> WORK TO COMPLETE: Find every line of the listing below where "styles" appears, and copy it.

> DATASET EXCERPTS:
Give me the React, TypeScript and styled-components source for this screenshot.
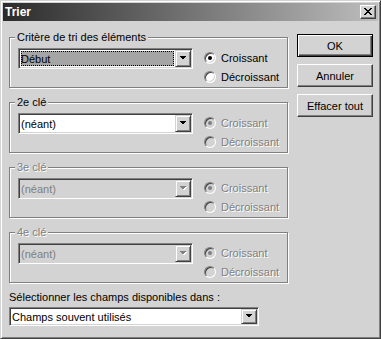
import styled, { createGlobalStyle } from "styled-components";

const face = "#d3d3d3";

const GlobalStyle = createGlobalStyle`
  html, body {
    margin: 0;
    padding: 0;
    background: ${face};
  }
  body {
    font-family: "Liberation Sans", Arial, sans-serif;
    font-size: 11px;
  }
`;

const Window = styled.div`
  width: 381px;
  height: 339px;
  box-sizing: border-box;
  background: ${face};
  border: 1px solid;
  border-color: ${face} #404040 #404040 ${face};
  box-shadow: inset 1px 1px #fff, inset -1px -1px #808080;
  padding: 2px;
  display: flex;
  flex-direction: column;
`;

const TitleBar = styled.div`
  height: 18px;
  flex: none;
  display: flex;
  align-items: center;
  justify-content: space-between;
  padding: 0 2px;
  background: linear-gradient(to right, #2b2b2b, #bdbdbd);
`;

const Title = styled.span`
  color: #fff;
  font-weight: bold;
  font-size: 12px;
  line-height: 18px;
`;

const CloseButton = styled.div`
  width: 16px;
  height: 14px;
  box-sizing: border-box;
  background: ${face};
  border: 1px solid;
  border-color: #fff #404040 #404040 #fff;
  box-shadow: inset -1px -1px #808080;
  display: flex;
  align-items: center;
  justify-content: center;
  padding: 0 1px 1px 0;
`;

const Body = styled.div`
  flex: 1;
  display: flex;
  flex-direction: column;
  padding: 13px 5px 0 6px;
`;

const TopRow = styled.div`
  display: flex;
  justify-content: space-between;
  align-items: flex-start;
`;

const KeysColumn = styled.div`
  display: flex;
  flex-direction: column;
  gap: 14px;
  padding-top: 3px;
`;

const GroupBox = styled.div`
  position: relative;
  width: 279px;
  height: 51px;
  box-sizing: border-box;
  border: 1px solid #808080;
  box-shadow: inset 1px 1px #fff, 1px 1px #fff;
  padding: 10px 0 0 8px;
  display: flex;
  align-items: flex-start;
  gap: 11px;
`;

const Legend = styled.span<{ $disabled?: boolean }>`
  position: absolute;
  top: -7px;
  left: 5px;
  padding: 0 2px;
  background: ${face};
  line-height: 13px;
  color: ${(p) => (p.$disabled ? "#808080" : "#000")};
  text-shadow: ${(p) => (p.$disabled ? "1px 1px 0 #fff" : "none")};
`;

const Combo = styled.div<{ $width: number; $height: number; $disabled?: boolean }>`
  width: ${(p) => p.$width}px;
  height: ${(p) => p.$height}px;
  box-sizing: border-box;
  border: 1px solid;
  border-color: #808080 #fff #fff #808080;
  box-shadow: inset 1px 1px #404040, inset -1px -1px ${face};
  padding: 1px;
  background: ${(p) => (p.$disabled ? face : "#fff")};
  display: flex;
  flex: none;
`;

const ComboText = styled.div<{ $disabled?: boolean; $focused?: boolean }>`
  flex: 1;
  display: flex;
  align-items: center;
  margin: ${(p) => (p.$focused ? "1px" : "0")};
  padding-left: ${(p) => (p.$focused ? "0" : "1px")};
  background: ${(p) => (p.$focused ? "#a5a5a5" : "transparent")};
  outline: ${(p) => (p.$focused ? "1px dotted #000" : "none")};
  outline-offset: -1px;
  color: ${(p) => (p.$disabled ? "#808080" : "#000")};
  white-space: nowrap;
  overflow: hidden;
`;

const DropButton = styled.div`
  width: 16px;
  flex: none;
  box-sizing: border-box;
  background: ${face};
  border: 1px solid;
  border-color: ${face} #404040 #404040 ${face};
  box-shadow: inset 1px 1px #fff, inset -1px -1px #808080;
  display: flex;
  align-items: center;
  justify-content: center;
`;

const RadioColumn = styled.div`
  display: flex;
  flex-direction: column;
`;

const RadioRow = styled.div<{ $disabled?: boolean }>`
  height: 19px;
  display: flex;
  align-items: center;
  gap: 5px;
  color: ${(p) => (p.$disabled ? "#808080" : "#000")};
  text-shadow: ${(p) => (p.$disabled ? "1px 1px 0 #fff" : "none")};
`;

const RadioCircle = styled.span<{ $disabled?: boolean }>`
  width: 12px;
  height: 12px;
  box-sizing: border-box;
  border-radius: 50%;
  border: 1px solid;
  border-color: #808080 #fff #fff #808080;
  box-shadow: inset 1px 1px #404040, inset -1px -1px ${face};
  background: ${(p) => (p.$disabled ? face : "#fff")};
  display: flex;
  align-items: center;
  justify-content: center;
  flex: none;
`;

const RadioDot = styled.span<{ $disabled?: boolean }>`
  width: 4px;
  height: 4px;
  border-radius: 50%;
  background: ${(p) => (p.$disabled ? "#808080" : "#000")};
`;

const ButtonsColumn = styled.div`
  display: flex;
  flex-direction: column;
  gap: 7px;
`;

const Button = styled.div<{ $default?: boolean }>`
  width: 76px;
  height: 23px;
  box-sizing: border-box;
  background: ${face};
  display: flex;
  align-items: center;
  justify-content: center;
  border: 1px solid;
  border-color: ${(p) => (p.$default ? "#000" : "#fff #404040 #404040 #fff")};
  box-shadow: ${(p) =>
    p.$default
      ? "inset 1px 1px #fff, inset -1px -1px #404040, inset -2px -2px #808080"
      : "inset -1px -1px #808080"};
`;

const FieldLabel = styled.div`
  margin-top: 8px;
  line-height: 13px;
`;

const BottomCombo = styled(Combo)`
  margin-top: 3px;
`;

const closeGlyph = [
  "XX....XX",
  ".XX..XX.",
  "..XXXX..",
  "...XX...",
  "..XXXX..",
  ".XX..XX.",
  "XX....XX",
];

const CloseIcon = () => (
  <svg width="8" height="7" viewBox="0 0 8 7" shapeRendering="crispEdges">
    {closeGlyph.map((row, y) =>
      row.split("").map((c, x) =>
        c === "X" ? <rect key={`${x}-${y}`} x={x} y={y} width="1" height="1" fill="#000" /> : null
      )
    )}
  </svg>
);

const Arrow = ({ disabled }: { disabled?: boolean }) => (
  <svg width="8" height="5" viewBox="0 0 8 5" shapeRendering="crispEdges">
    {disabled && <polygon points="1,1 8,1 4.5,4.5" fill="#fff" />}
    <polygon points="0,0 7,0 3.5,3.5" fill={disabled ? "#808080" : "#000"} />
  </svg>
);

interface ComboBoxProps {
  value: string;
  width: number;
  height: number;
  disabled?: boolean;
  focused?: boolean;
  className?: string;
}

const ComboBox = ({ value, width, height, disabled, focused }: ComboBoxProps) => (
  <Combo $width={width} $height={height} $disabled={disabled}>
    <ComboText $disabled={disabled} $focused={focused}>
      {value}
    </ComboText>
    <DropButton>
      <Arrow disabled={disabled} />
    </DropButton>
  </Combo>
);

const Radio = ({ label, checked, disabled }: { label: string; checked?: boolean; disabled?: boolean }) => (
  <RadioRow $disabled={disabled}>
    <RadioCircle $disabled={disabled}>{checked && <RadioDot $disabled={disabled} />}</RadioCircle>
    {label}
  </RadioRow>
);

// the four sort keys, only the first is active
const sortKeys = [
  { label: "Critère de tri des éléments", value: "Début", focused: true, comboDisabled: false, radiosDisabled: false },
  { label: "2e clé", value: "(néant)", focused: false, comboDisabled: false, radiosDisabled: true },
  { label: "3e clé", value: "(néant)", focused: false, comboDisabled: true, radiosDisabled: true },
  { label: "4e clé", value: "(néant)", focused: false, comboDisabled: true, radiosDisabled: true },
];

export default function App() {
  return (
    <>
      <GlobalStyle />
      <Window>
        <TitleBar>
          <Title>Trier</Title>
          <CloseButton>
            <CloseIcon />
          </CloseButton>
        </TitleBar>
        <Body>
          <TopRow>
            <KeysColumn>
              {sortKeys.map((k) => (
                <GroupBox key={k.label}>
                  <Legend $disabled={k.comboDisabled}>{k.label}</Legend>
                  <ComboBox
                    value={k.value}
                    width={175}
                    height={21}
                    disabled={k.comboDisabled}
                    focused={k.focused}
                  />
                  <RadioColumn>
                    <Radio label="Croissant" checked disabled={k.radiosDisabled} />
                    <Radio label="Décroissant" disabled={k.radiosDisabled} />
                  </RadioColumn>
                </GroupBox>
              ))}
            </KeysColumn>
            <ButtonsColumn>
              <Button $default>OK</Button>
              <Button>Annuler</Button>
              <Button>Effacer tout</Button>
            </ButtonsColumn>
          </TopRow>
          <FieldLabel>Sélectionner les champs disponibles dans :</FieldLabel>
          <BottomCombo $width={250} $height={19}>
            <ComboText>Champs souvent utilisés</ComboText>
            <DropButton>
              <Arrow />
            </DropButton>
          </BottomCombo>
        </Body>
      </Window>
    </>
  );
}
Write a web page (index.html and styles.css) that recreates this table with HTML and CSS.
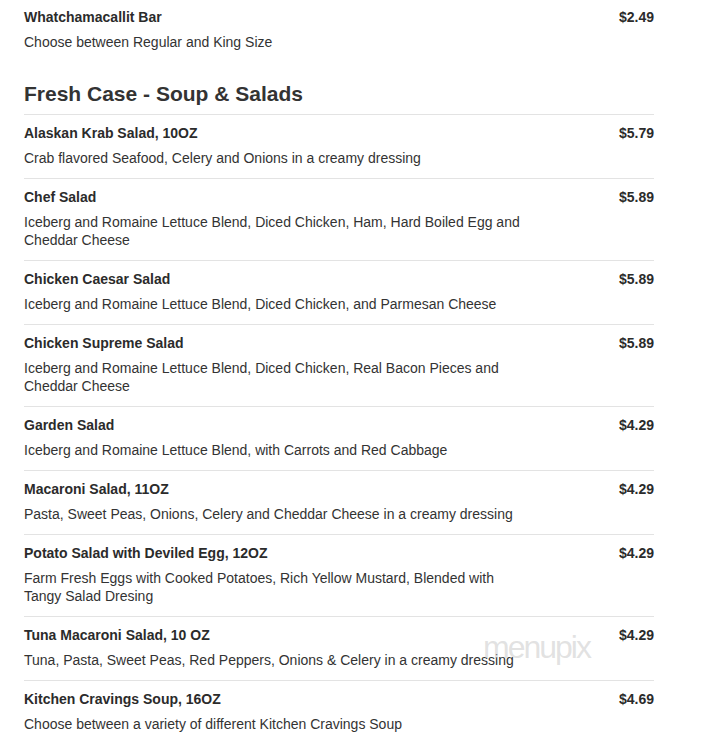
FILE: index.html
```html
<!DOCTYPE html>
<html lang="en">
<head>
<meta charset="utf-8">
<title>Menu</title>
<link rel="stylesheet" href="styles.css">
</head>
<body>
<div class="menu">
  <div class="section">
    <div class="item first">
      <div class="name">Whatchamacallit Bar</div>
      <div class="price">$2.49</div>
      <div class="desc">Choose between Regular and King Size</div>
    </div>
  </div>
  <div class="section">
    <h2 class="heading">Fresh Case - Soup &amp; Salads</h2>
    <div class="item">
      <div class="name">Alaskan Krab Salad, 10OZ</div>
      <div class="price">$5.79</div>
      <div class="desc">Crab flavored Seafood, Celery and Onions in a creamy dressing</div>
    </div>
    <div class="item">
      <div class="name">Chef Salad</div>
      <div class="price">$5.89</div>
      <div class="desc">Iceberg and Romaine Lettuce Blend, Diced Chicken, Ham, Hard Boiled Egg and Cheddar Cheese</div>
    </div>
    <div class="item">
      <div class="name">Chicken Caesar Salad</div>
      <div class="price">$5.89</div>
      <div class="desc">Iceberg and Romaine Lettuce Blend, Diced Chicken, and Parmesan Cheese</div>
    </div>
    <div class="item">
      <div class="name">Chicken Supreme Salad</div>
      <div class="price">$5.89</div>
      <div class="desc">Iceberg and Romaine Lettuce Blend, Diced Chicken, Real Bacon Pieces and Cheddar Cheese</div>
    </div>
    <div class="item">
      <div class="name">Garden Salad</div>
      <div class="price">$4.29</div>
      <div class="desc">Iceberg and Romaine Lettuce Blend, with Carrots and Red Cabbage</div>
    </div>
    <div class="item">
      <div class="name">Macaroni Salad, 11OZ</div>
      <div class="price">$4.29</div>
      <div class="desc">Pasta, Sweet Peas, Onions, Celery and Cheddar Cheese in a creamy dressing</div>
    </div>
    <div class="item">
      <div class="name">Potato Salad with Deviled Egg, 12OZ</div>
      <div class="price">$4.29</div>
      <div class="desc">Farm Fresh Eggs with Cooked Potatoes, Rich Yellow Mustard, Blended with Tangy Salad Dresing</div>
    </div>
    <div class="item">
      <div class="name">Tuna Macaroni Salad, 10 OZ</div>
      <div class="price">$4.29</div>
      <div class="desc">Tuna, Pasta, Sweet Peas, Red Peppers, Onions &amp; Celery in a creamy dressing</div>
      <div class="watermark">menupix</div>
    </div>
    <div class="item">
      <div class="name">Kitchen Cravings Soup, 16OZ</div>
      <div class="price">$4.69</div>
      <div class="desc">Choose between a variety of different Kitchen Cravings Soup</div>
    </div>
  </div>
</div>
</body>
</html>
```
FILE: styles.css
```css
html, body {
  margin: 0;
  padding: 0;
  background: #ffffff;
}

body {
  font-family: "Liberation Sans", Arial, sans-serif;
  color: #333333;
  font-size: 14px;
}

.menu {
  width: 630px;
  margin-left: 24px;
}

.heading {
  margin: 20px 0 8px 0;
  font-size: 21px;
  line-height: 24px;
  font-weight: bold;
  color: #333333;
}

.item {
  position: relative;
  display: grid;
  grid-template-columns: 1fr auto;
  padding: 8px 0 11px 0;
  border-top: 1px solid #e3e3e3;
}

.item.first {
  border-top: none;
  padding-top: 7px;
}

.name {
  grid-column: 1;
  grid-row: 1;
  font-weight: bold;
  line-height: 20px;
  margin-bottom: 6px;
  color: #2b2b2b;
}

.price {
  grid-column: 2;
  grid-row: 1;
  font-weight: bold;
  line-height: 20px;
  text-align: right;
  color: #2b2b2b;
}

.desc {
  grid-column: 1;
  grid-row: 2;
  max-width: 500px;
  line-height: 18px;
  color: #333333;
}

.watermark {
  position: absolute;
  left: 459px;
  top: 12px;
  font-family: "Liberation Sans", Arial, sans-serif;
  font-size: 32px;
  letter-spacing: -2px;
  color: rgba(190, 190, 190, 0.45);
  pointer-events: none;
}
```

> TASK OUTPUT:
Write a web page (index.html and styles.css) that recreates this table with HTML and CSS.
<link rel="stylesheet" href="styles.css">
FILE: styles.css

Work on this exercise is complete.